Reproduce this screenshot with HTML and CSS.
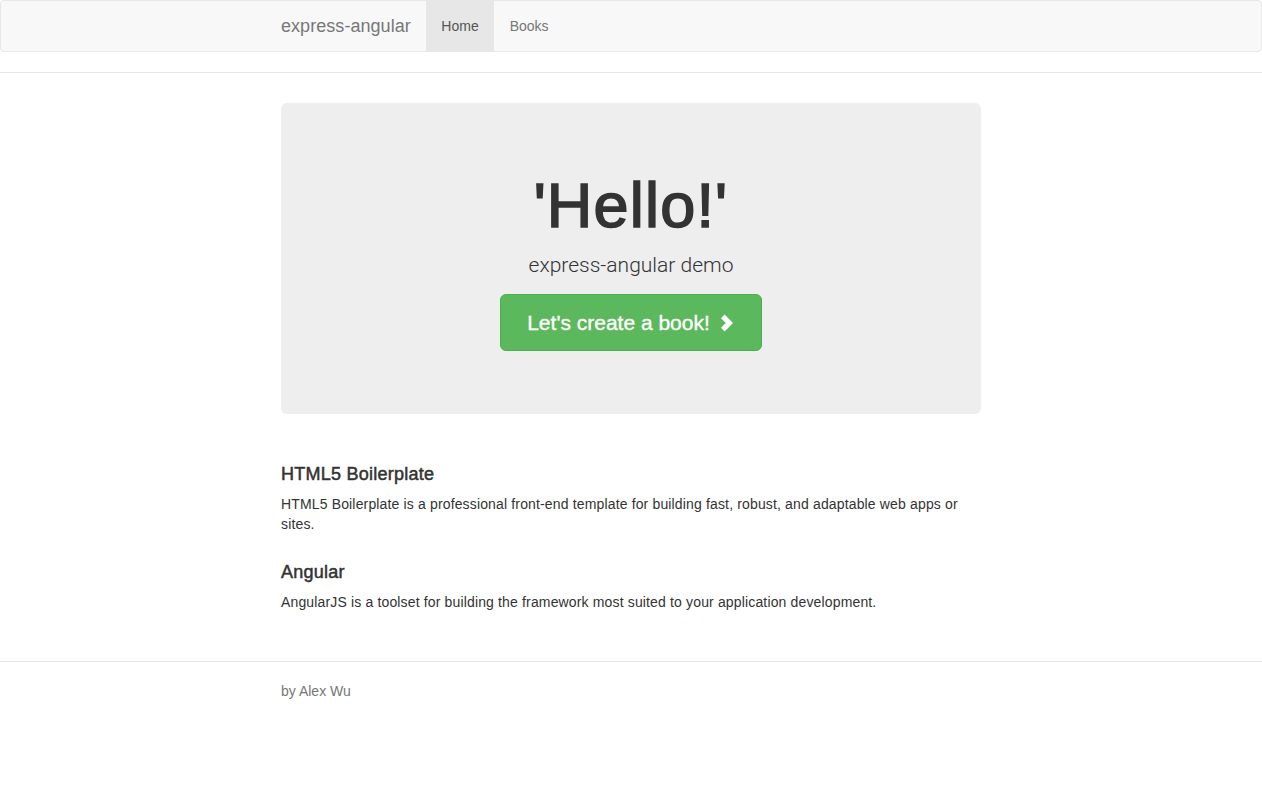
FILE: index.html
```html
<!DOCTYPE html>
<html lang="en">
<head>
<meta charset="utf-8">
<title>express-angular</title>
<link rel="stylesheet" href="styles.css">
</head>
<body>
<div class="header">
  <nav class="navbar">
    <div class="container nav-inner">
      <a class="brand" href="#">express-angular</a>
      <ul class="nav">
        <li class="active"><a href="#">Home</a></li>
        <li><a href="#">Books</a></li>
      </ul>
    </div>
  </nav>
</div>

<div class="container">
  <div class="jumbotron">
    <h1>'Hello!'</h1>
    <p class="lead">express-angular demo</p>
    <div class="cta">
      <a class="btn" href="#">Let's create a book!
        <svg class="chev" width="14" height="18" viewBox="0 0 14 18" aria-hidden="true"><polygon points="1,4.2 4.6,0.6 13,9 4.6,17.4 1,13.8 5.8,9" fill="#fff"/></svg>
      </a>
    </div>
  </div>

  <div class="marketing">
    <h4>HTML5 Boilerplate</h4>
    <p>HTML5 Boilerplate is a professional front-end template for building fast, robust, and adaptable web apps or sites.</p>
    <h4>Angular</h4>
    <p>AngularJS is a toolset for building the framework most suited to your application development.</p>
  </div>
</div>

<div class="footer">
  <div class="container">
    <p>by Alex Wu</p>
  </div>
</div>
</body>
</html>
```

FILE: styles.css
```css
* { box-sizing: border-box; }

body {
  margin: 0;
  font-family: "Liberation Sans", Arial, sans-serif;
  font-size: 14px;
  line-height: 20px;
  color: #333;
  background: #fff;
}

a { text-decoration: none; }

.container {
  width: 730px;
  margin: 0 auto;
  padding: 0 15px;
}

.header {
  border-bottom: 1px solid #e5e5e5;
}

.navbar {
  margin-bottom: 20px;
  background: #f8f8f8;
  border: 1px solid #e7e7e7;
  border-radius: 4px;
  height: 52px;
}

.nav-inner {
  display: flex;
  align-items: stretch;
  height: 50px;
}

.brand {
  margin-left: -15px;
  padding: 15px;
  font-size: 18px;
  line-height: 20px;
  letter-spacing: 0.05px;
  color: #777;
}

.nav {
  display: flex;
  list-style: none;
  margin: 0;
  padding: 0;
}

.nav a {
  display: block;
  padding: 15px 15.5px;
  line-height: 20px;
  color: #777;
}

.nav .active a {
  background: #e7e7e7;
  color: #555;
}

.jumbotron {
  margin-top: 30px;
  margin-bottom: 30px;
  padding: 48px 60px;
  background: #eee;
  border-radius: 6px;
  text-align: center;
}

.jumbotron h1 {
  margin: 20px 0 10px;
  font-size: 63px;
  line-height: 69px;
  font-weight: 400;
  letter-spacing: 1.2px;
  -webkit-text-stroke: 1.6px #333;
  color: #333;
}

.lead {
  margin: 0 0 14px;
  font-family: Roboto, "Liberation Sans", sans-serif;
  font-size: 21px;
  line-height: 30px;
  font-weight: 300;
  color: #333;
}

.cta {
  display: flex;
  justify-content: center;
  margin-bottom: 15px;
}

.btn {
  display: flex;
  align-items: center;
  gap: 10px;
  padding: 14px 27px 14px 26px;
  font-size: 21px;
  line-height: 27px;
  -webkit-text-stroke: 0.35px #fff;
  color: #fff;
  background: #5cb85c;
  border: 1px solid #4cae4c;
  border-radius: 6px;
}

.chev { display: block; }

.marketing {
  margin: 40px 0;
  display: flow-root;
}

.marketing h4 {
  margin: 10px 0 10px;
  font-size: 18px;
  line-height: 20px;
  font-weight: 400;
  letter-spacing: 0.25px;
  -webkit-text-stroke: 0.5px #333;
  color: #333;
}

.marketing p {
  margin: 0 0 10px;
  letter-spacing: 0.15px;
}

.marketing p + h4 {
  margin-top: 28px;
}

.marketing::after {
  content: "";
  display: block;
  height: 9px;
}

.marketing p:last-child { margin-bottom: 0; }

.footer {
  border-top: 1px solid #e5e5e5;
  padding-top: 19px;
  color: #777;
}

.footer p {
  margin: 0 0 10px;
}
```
——————
Reproduce the full listing above verbatim, with no pictures included.

Reproduce this screenshot with HTML and CSS.
FILE: index.html
```html
<!DOCTYPE html>
<html lang="en">
<head>
<meta charset="utf-8">
<title>express-angular</title>
<link rel="stylesheet" href="styles.css">
</head>
<body>
<div class="header">
  <nav class="navbar">
    <div class="container nav-inner">
      <a class="brand" href="#">express-angular</a>
      <ul class="nav">
        <li class="active"><a href="#">Home</a></li>
        <li><a href="#">Books</a></li>
      </ul>
    </div>
  </nav>
</div>

<div class="container">
  <div class="jumbotron">
    <h1>'Hello!'</h1>
    <p class="lead">express-angular demo</p>
    <div class="cta">
      <a class="btn" href="#">Let's create a book!
        <svg class="chev" width="14" height="18" viewBox="0 0 14 18" aria-hidden="true"><polygon points="1,4.2 4.6,0.6 13,9 4.6,17.4 1,13.8 5.8,9" fill="#fff"/></svg>
      </a>
    </div>
  </div>

  <div class="marketing">
    <h4>HTML5 Boilerplate</h4>
    <p>HTML5 Boilerplate is a professional front-end template for building fast, robust, and adaptable web apps or sites.</p>
    <h4>Angular</h4>
    <p>AngularJS is a toolset for building the framework most suited to your application development.</p>
  </div>
</div>

<div class="footer">
  <div class="container">
    <p>by Alex Wu</p>
  </div>
</div>
</body>
</html>
```

FILE: styles.css
```css
* { box-sizing: border-box; }

body {
  margin: 0;
  font-family: "Liberation Sans", Arial, sans-serif;
  font-size: 14px;
  line-height: 20px;
  color: #333;
  background: #fff;
}

a { text-decoration: none; }

.container {
  width: 730px;
  margin: 0 auto;
  padding: 0 15px;
}

.header {
  border-bottom: 1px solid #e5e5e5;
}

.navbar {
  margin-bottom: 20px;
  background: #f8f8f8;
  border: 1px solid #e7e7e7;
  border-radius: 4px;
  height: 52px;
}

.nav-inner {
  display: flex;
  align-items: stretch;
  height: 50px;
}

.brand {
  margin-left: -15px;
  padding: 15px;
  font-size: 18px;
  line-height: 20px;
  letter-spacing: 0.05px;
  color: #777;
}

.nav {
  display: flex;
  list-style: none;
  margin: 0;
  padding: 0;
}

.nav a {
  display: block;
  padding: 15px 15.5px;
  line-height: 20px;
  color: #777;
}

.nav .active a {
  background: #e7e7e7;
  color: #555;
}

.jumbotron {
  margin-top: 30px;
  margin-bottom: 30px;
  padding: 48px 60px;
  background: #eee;
  border-radius: 6px;
  text-align: center;
}

.jumbotron h1 {
  margin: 20px 0 10px;
  font-size: 63px;
  line-height: 69px;
  font-weight: 400;
  letter-spacing: 1.2px;
  -webkit-text-stroke: 1.6px #333;
  color: #333;
}

.lead {
  margin: 0 0 14px;
  font-family: Roboto, "Liberation Sans", sans-serif;
  font-size: 21px;
  line-height: 30px;
  font-weight: 300;
  color: #333;
}

.cta {
  display: flex;
  justify-content: center;
  margin-bottom: 15px;
}

.btn {
  display: flex;
  align-items: center;
  gap: 10px;
  padding: 14px 27px 14px 26px;
  font-size: 21px;
  line-height: 27px;
  -webkit-text-stroke: 0.35px #fff;
  color: #fff;
  background: #5cb85c;
  border: 1px solid #4cae4c;
  border-radius: 6px;
}

.chev { display: block; }

.marketing {
  margin: 40px 0;
  display: flow-root;
}

.marketing h4 {
  margin: 10px 0 10px;
  font-size: 18px;
  line-height: 20px;
  font-weight: 400;
  letter-spacing: 0.25px;
  -webkit-text-stroke: 0.5px #333;
  color: #333;
}

.marketing p {
  margin: 0 0 10px;
  letter-spacing: 0.15px;
}

.marketing p + h4 {
  margin-top: 28px;
}

.marketing::after {
  content: "";
  display: block;
  height: 9px;
}

.marketing p:last-child { margin-bottom: 0; }

.footer {
  border-top: 1px solid #e5e5e5;
  padding-top: 19px;
  color: #777;
}

.footer p {
  margin: 0 0 10px;
}
```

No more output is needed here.